Marito, figlio e madre. Maria Debora Belardo è molto legata alla famiglia. Forse anche troppo. La preside dell’istituto comprensivo “Rocco-Cinquegrana” di Sant’Arpino si prende sempre molta cura dei parenti stretti. Ha “promosso” sua mamma, docente dell’istituto, a referente del servizio di mensa scolastica. Un incarico impegnativo, certo. Ma anche ben remunerato a fine mese. Nulla di male, per carità. Gli stipendi degli insegnanti sono da fame. E niente di illegittimo. Non il massimo sul piano dell’opportunità. Poco appropriato anche il passaggio del figlio dalla “Don Bosco” di Caserta presso il plesso santarpinese dopo il primo anno di medie. Una scelta insindacabile, ci mancherebbe altro. E alla luce dei risultati scolastici anche lungimirante. Il figlio infatti si è portato a casa, cioè in famiglia, uno straripante 10 completando con il massimo dei voti il ciclo delle medie-inferiori. Con un trampolino di lancio così non è difficile prevedere che conseguirà il diploma delle superiori aggiungendo un altro zero alla votazione delle medie. Un bel 100/100. Si vede che è un genio.
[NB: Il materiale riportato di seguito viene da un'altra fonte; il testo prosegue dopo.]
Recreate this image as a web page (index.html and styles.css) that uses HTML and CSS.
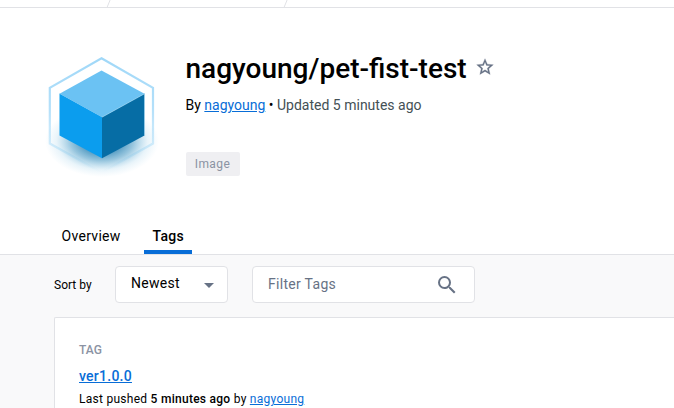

Fin qui siamo sul versante di scelte personali più o meno discutibili. L’attaccamento alla famiglia diventa morboso quando, almeno a quanto ci risulta, emergono fatti strani. Uno di questi riguarda Ciro Oliva, marito della Belardo. Il consorte della preside è di fatto il tutor del corso per il conseguimento della patente europea per l’utilizzo dei computer (Ecdl) che si tiene all’istituto “Rocco-Cinquegrana”. Sulla carta il “tutor” è il docente in pensione Alfredo Oliva. In realtà le lezioni, come potranno testimoniare anche i ragazzi, le impartisce il consorte della dirigente scolastica della scuola media. E infatti è lo stesso Ciro Oliva a tenersi in contatto tramite WhatsApp con i partecipanti al corso per aggiornamenti e orari delle attività. Non ci risulta che il progetto sia “a gratis”. Presumiamo quindi che a fine mese entrino altri soldini nelle tasche della famiglia Oliva-Belardo.
In cauda venenum, direbbero i latini. Ci spostiamo dall’informatica al mondo della moda. In classe gli alunni della scuola di prima infanzia e delle elementari devono indossare “per forza” tutti lo stesso abbigliamento consistente in una tuta da acquistare presso l’istituto. Il costo è di 20 euro. L’obbligo a indossare la “divisa” è esteso anche ai ragazzi delle medie. Le famiglie devono, sempre “per forza”, sborsare 15 euro per comprare magliette polo. Premessa: la scelta di uniformare il vestiario degli studenti è condivisibile. È insopportabile lo sfoggio di abiti griffati dei figli dei ricconi. Non tutti i genitori possono consentirsi il lusso di buttare soldi nell’acquisto di abiti prêt-à-porter.
La zona grigia che attornia la dirigente scolastica è un’altra. Ha il debito in matematica. La maggiore lacuna è in aritmetica. Non si rinvengono tracce di rendicontazione. Perché non vengono rilasciate le ricevute di pagamento al momento della consegna delle tute e delle polo? E in quale cassetto sono nascoste le fatture rilasciate dalla ditta venditrice? E ancora: come viene individuato il fornitore? Attendiamo chiarimenti con ricevute e fatture alla mano. Nel frattempo abbiamo una certezza: per la preside Maria Debora Belardo la famiglia viene prima di tutto.